Automotive Motion Sensors Are the New Backbone of Software-Defined Vehicles
Automotive motion sensors have moved from “driver-assist add-ons” to the core infrastructure of software-defined vehicles. As OEMs race to deliver safer automation, richer in-cabin experiences, and measurable energy efficiency, motion sensing has become the shared language between the physical world and vehicle software. The real trend is not a single sensor winning; it is sensor fusion getting tighter, faster, and more contextual across radar, ultrasonic, IMUs, and in-cabin sensing.

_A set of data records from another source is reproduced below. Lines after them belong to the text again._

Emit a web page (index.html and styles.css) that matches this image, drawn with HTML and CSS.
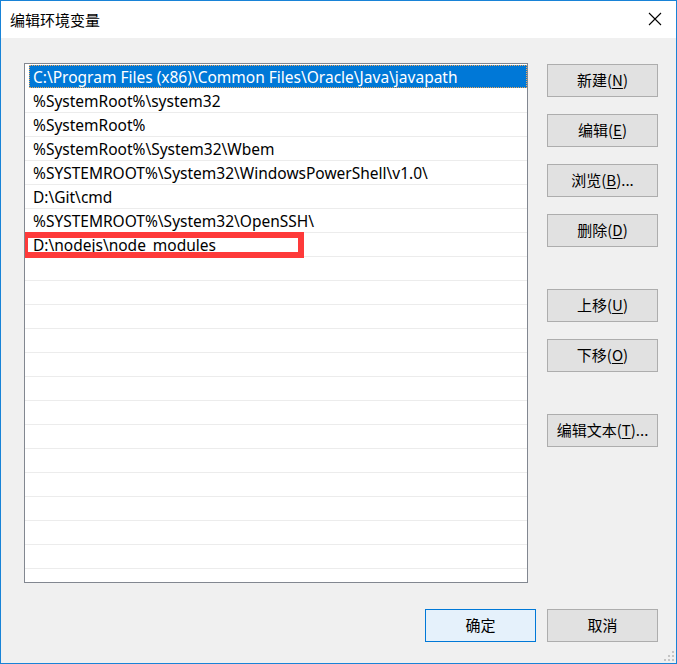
FILE: index.html
```html
<!DOCTYPE html>
<html lang="zh-CN">
<head>
<meta charset="utf-8">
<title>编辑环境变量</title>
<link rel="stylesheet" href="styles.css">
</head>
<body>
<div class="window">
  <div class="titlebar">
    <span class="title">编辑环境变量</span>
    <svg class="close" width="14" height="14" viewBox="0 0 14 14"><path d="M1 1 L13 13 M13 1 L1 13" stroke="#000" stroke-width="1.1" fill="none"/></svg>
  </div>
  <div class="content">
    <div class="main">
      <div class="list">
        <div class="row selected"><span class="focus">C:\Program Files (x86)\Common Files\Oracle\Java\javapath</span></div>
        <div class="row">%SystemRoot%\system32</div>
        <div class="row">%SystemRoot%</div>
        <div class="row">%SystemRoot%\System32\Wbem</div>
        <div class="row">%SYSTEMROOT%\System32\WindowsPowerShell\v1.0\</div>
        <div class="row">D:\Git\cmd</div>
        <div class="row">%SYSTEMROOT%\System32\OpenSSH\</div>
        <div class="row">D:\nodejs\node_modules</div>
        <div class="row"></div><div class="row"></div><div class="row"></div><div class="row"></div>
        <div class="row"></div><div class="row"></div><div class="row"></div><div class="row"></div>
        <div class="row"></div><div class="row"></div><div class="row"></div><div class="row"></div>
        <div class="row"></div><div class="row"></div><div class="row"></div>
        <div class="highlight"></div>
      </div>
      <div class="side">
        <div class="group">
          <button class="btn">新建(<u>N</u>)</button>
          <button class="btn">编辑(<u>E</u>)</button>
          <button class="btn">浏览(<u>B</u>)...</button>
          <button class="btn">删除(<u>D</u>)</button>
        </div>
        <div class="group">
          <button class="btn">上移(<u>U</u>)</button>
          <button class="btn">下移(<u>O</u>)</button>
        </div>
        <div class="group">
          <button class="btn">编辑文本(<u>T</u>)...</button>
        </div>
      </div>
    </div>
    <div class="footer">
      <button class="btn default">确定</button>
      <button class="btn">取消</button>
    </div>
    <svg class="grip" width="12" height="12" viewBox="0 0 12 12">
      <g fill="#c4c4c4">
        <rect x="9" y="1" width="2" height="2"/>
        <rect x="5" y="5" width="2" height="2"/><rect x="9" y="5" width="2" height="2"/>
        <rect x="1" y="9" width="2" height="2"/><rect x="5" y="9" width="2" height="2"/><rect x="9" y="9" width="2" height="2"/>
      </g>
    </svg>
  </div>
</div>
</body>
</html>
```
FILE: styles.css
```css
html, body {
  margin: 0;
  padding: 0;
  background: #f0f0f0;
}
body {
  font-family: "Noto Sans", "Noto Sans CJK SC", sans-serif;
  font-size: 15px;
  color: #000;
}
.window {
  width: 677px;
  height: 664px;
  box-sizing: border-box;
  border: 1px solid #1883d7;
  display: flex;
  flex-direction: column;
  background: #f0f0f0;
}
.titlebar {
  height: 37px;
  background: #fff;
  display: flex;
  align-items: center;
  justify-content: space-between;
  padding: 0 14px 0 9px;
}
.title {
  font-family: "Noto Sans CJK SC", sans-serif;
  font-size: 15px;
  line-height: 20px;
}
.close {
  display: block;
  margin-top: -1px;
}
.content {
  flex: 1;
  position: relative;
  padding: 25px 18px 0 23px;
  display: flex;
  flex-direction: column;
}
.main {
  display: flex;
  gap: 19px;
}
.list {
  position: relative;
  width: 504px;
  height: 520px;
  box-sizing: border-box;
  border: 1px solid #828790;
  background: #fff;
  padding-top: 1px;
  overflow: hidden;
}
.row {
  height: 23px;
  border-bottom: 1px solid #ececec;
  padding-left: 8px;
  line-height: 24px;
  white-space: nowrap;
  font-family: "Noto Sans", "Noto Sans CJK SC", sans-serif;
  font-size: 15.5px;
}
.row.selected {
  margin-left: 4px;
  padding-left: 0;
  background: #0078d7;
  color: #fff;
  border-bottom-color: #fff;
}
.focus {
  display: block;
  height: 21px;
  line-height: 22px;
  padding-left: 3px;
  border: 1px dotted #f0a85a;
}
.highlight {
  position: absolute;
  left: -3px;
  top: 168px;
  width: 282px;
  height: 26px;
  box-sizing: border-box;
  border: 6px solid #fe3a3a;
}
.side {
  display: flex;
  flex-direction: column;
  gap: 42px;
  padding-top: 1px;
}
.group {
  display: flex;
  flex-direction: column;
  gap: 17px;
}
.btn {
  width: 111px;
  height: 33px;
  box-sizing: border-box;
  border: 1px solid #adadad;
  background: #e1e1e1;
  font-family: "Noto Sans CJK SC", "Noto Sans", sans-serif;
  font-size: 15px;
  line-height: 20px;
  color: #000;
  padding: 0 0 2px 0;
  margin: 0;
  display: flex;
  align-items: center;
  justify-content: center;
}
.btn u {
  text-underline-offset: 2px;
}
.btn.default {
  background: #e5f1fb;
  border-color: #0078d7;
}
.footer {
  display: flex;
  justify-content: flex-end;
  gap: 11px;
  margin-top: 26px;
}
.grip {
  position: absolute;
  right: 1px;
  bottom: 1px;
}
```
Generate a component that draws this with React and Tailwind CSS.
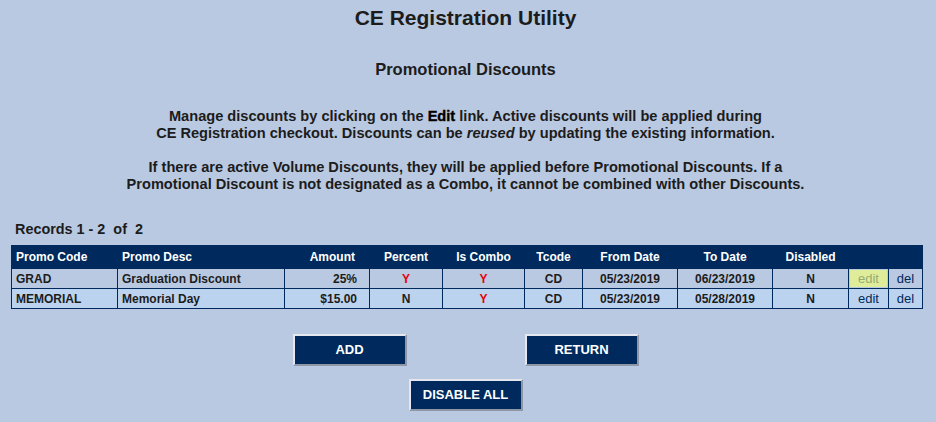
import React from "react";

const cols = [106, 167, 85, 73, 82, 58, 95, 95, 76, 40, 34];

const rows = [
  { code: "GRAD", desc: "Graduation Discount", amount: "25%", percent: "Y", combo: "Y", tcode: "CD", from: "05/23/2019", to: "06/23/2019", disabled: "N", hl: true, bg: "bg-[#b9c9e1]" },
  { code: "MEMORIAL", desc: "Memorial Day", amount: "$15.00", percent: "N", combo: "Y", tcode: "CD", from: "05/23/2019", to: "05/28/2019", disabled: "N", hl: false, bg: "bg-[#bcd3ef]" },
];

function YN({ v }) {
  return <span className={v === "Y" ? "text-[#e8000b]" : "text-[#1c1c1c]"}>{v}</span>;
}

function Btn({ children }) {
  return (
    <button className="h-[32px] w-[114px] bg-[#002a5e] text-[13px] leading-[16px] font-bold text-white border-2 border-t-[#e4e8ee] border-l-[#e4e8ee] border-r-[#8d97a6] border-b-[#8d97a6]">
      {children}
    </button>
  );
}

export default function App() {
  return (
    <div className="min-h-[422px] w-full bg-[#b9c9e1] text-[#1c1c1c] font-['Liberation_Sans',Arial,sans-serif]">
      <div className="w-[931px] flex flex-col items-center">
        <h1 className="mt-[6px] text-[21px] leading-[24px] font-bold">CE Registration Utility</h1>
        <h2 className="mt-[29px] text-[16.5px] leading-[20px] font-bold">Promotional Discounts</h2>
        <p className="mt-[29px] text-center text-[14.6px] leading-[17px] font-bold">
          Manage discounts by clicking on the{" "}
          <span className="text-black [-webkit-text-stroke:0.35px_black]">Edit</span> link. Active discounts will be applied during
          <br />
          CE Registration checkout. Discounts can be <i>reused</i> by updating the existing information.
          <br />
          <br />
          If there are active Volume Discounts, they will be applied before Promotional Discounts. If a
          <br />
          Promotional Discount is not designated as a Combo, it cannot be combined with other Discounts.
        </p>
        <div className="self-start mt-[28px] pl-[15px] text-[14.4px] leading-[17px] font-bold whitespace-pre">
          {"Records 1 - 2  of  2"}
        </div>
        <table className="self-start ml-[11px] mt-[7px] table-fixed border-collapse w-[911px] text-[12px] leading-[16px] font-bold">
          <colgroup>
            {cols.map((w, i) => (
              <col key={i} style={{ width: w }} />
            ))}
          </colgroup>
          <thead>
            <tr className="h-[23px] bg-[#002a5e] text-white">
              <th className="border border-[#002a5e] px-[4px] py-0 text-left">Promo Code</th>
              <th className="border border-[#002a5e] px-[4px] py-0 text-left">Promo Desc</th>
              <th className="border border-[#002a5e] pr-[14px] py-0 text-right">Amount</th>
              <th className="border border-[#002a5e] py-0 text-center">Percent</th>
              <th className="border border-[#002a5e] py-0 text-center">Is Combo</th>
              <th className="border border-[#002a5e] py-0 text-center">Tcode</th>
              <th className="border border-[#002a5e] py-0 text-center">From Date</th>
              <th className="border border-[#002a5e] py-0 text-center">To Date</th>
              <th className="border border-[#002a5e] py-0 text-center">Disabled</th>
              <th className="border border-[#002a5e] py-0"></th>
              <th className="border border-[#002a5e] py-0"></th>
            </tr>
          </thead>
          <tbody>
            {rows.map((r) => (
              <tr key={r.code} className={`h-[20px] ${r.bg}`}>
                <td className="border border-[#002a5e] px-[4px] py-0 text-left">{r.code}</td>
                <td className="border border-[#002a5e] px-[4px] py-0 text-left">{r.desc}</td>
                <td className="border border-[#002a5e] pr-[12px] py-0 text-right">{r.amount}</td>
                <td className="border border-[#002a5e] py-0 text-center"><YN v={r.percent} /></td>
                <td className="border border-[#002a5e] py-0 text-center"><YN v={r.combo} /></td>
                <td className="border border-[#002a5e] py-0 text-center">{r.tcode}</td>
                <td className="border border-[#002a5e] py-0 text-center">{r.from}</td>
                <td className="border border-[#002a5e] py-0 text-center">{r.to}</td>
                <td className="border border-[#002a5e] py-0 text-center">{r.disabled}</td>
                <td className="border border-[#002a5e] p-[1px] text-center text-[13px] font-normal">
                  {r.hl ? (
                    <div className="h-[17px] leading-[17px] bg-[#dfed9b] text-[#98ab72]">edit</div>
                  ) : (
                    <span className="text-[#002a5e]">edit</span>
                  )}
                </td>
                <td className="border border-[#002a5e] py-0 text-center text-[13px] font-normal text-[#002a5e]">del</td>
              </tr>
            ))}
          </tbody>
        </table>
        <div className="mt-[25px] flex gap-[118px]">
          <Btn>ADD</Btn>
          <Btn>RETURN</Btn>
        </div>
        <div className="mt-[13px]">
          <Btn>DISABLE ALL</Btn>
        </div>
      </div>
    </div>
  );
}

On the road, higher-resolution radar and smarter inertial sensing are reshaping perception by improving object classification, velocity estimation, and low-visibility performance while reducing false positives that erode driver trust. Inside the cabin, occupant motion detection is evolving from basic presence sensing to continuous understanding of posture, micro-movements, and activity. That shift supports advanced airbag strategies, child presence detection, adaptive HMI, and driver monitoring that can trigger timely interventions without drowning users in alerts.

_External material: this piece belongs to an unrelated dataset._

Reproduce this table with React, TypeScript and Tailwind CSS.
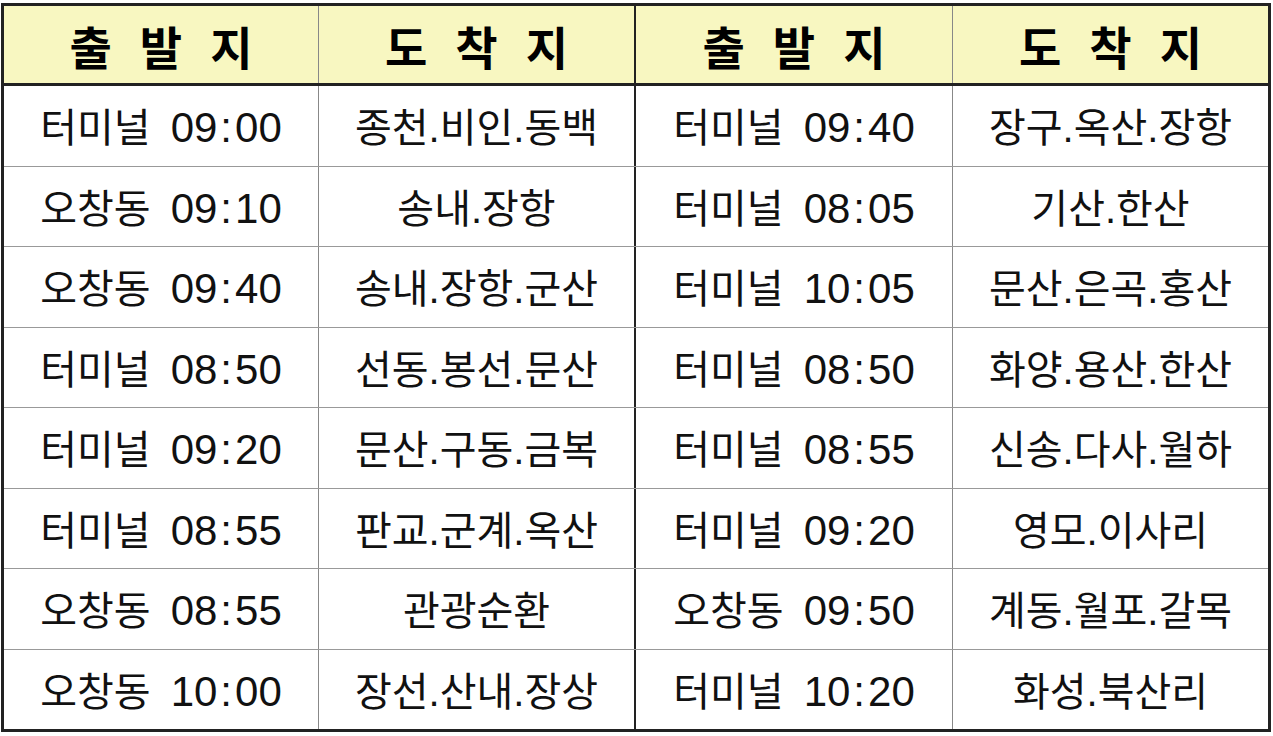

The winners will treat motion sensors as a system, not a bill of materials line item. That means designing for functional safety, cybersecurity, and over-the-air calibration from day one, while validating performance across edge cases like vibration, temperature drift, multipath reflections, and atypical occupants. It also means aligning sensor choices with compute budgets and power targets, because perception quality is only as good as the latency and thermal headroom behind it. For decision-makers, the takeaway is clear: motion sensing strategy now defines differentiation in safety, compliance readiness, and user experience-and it will increasingly determine how quickly your platform can scale from today’s ADAS to tomorrow’s automated features.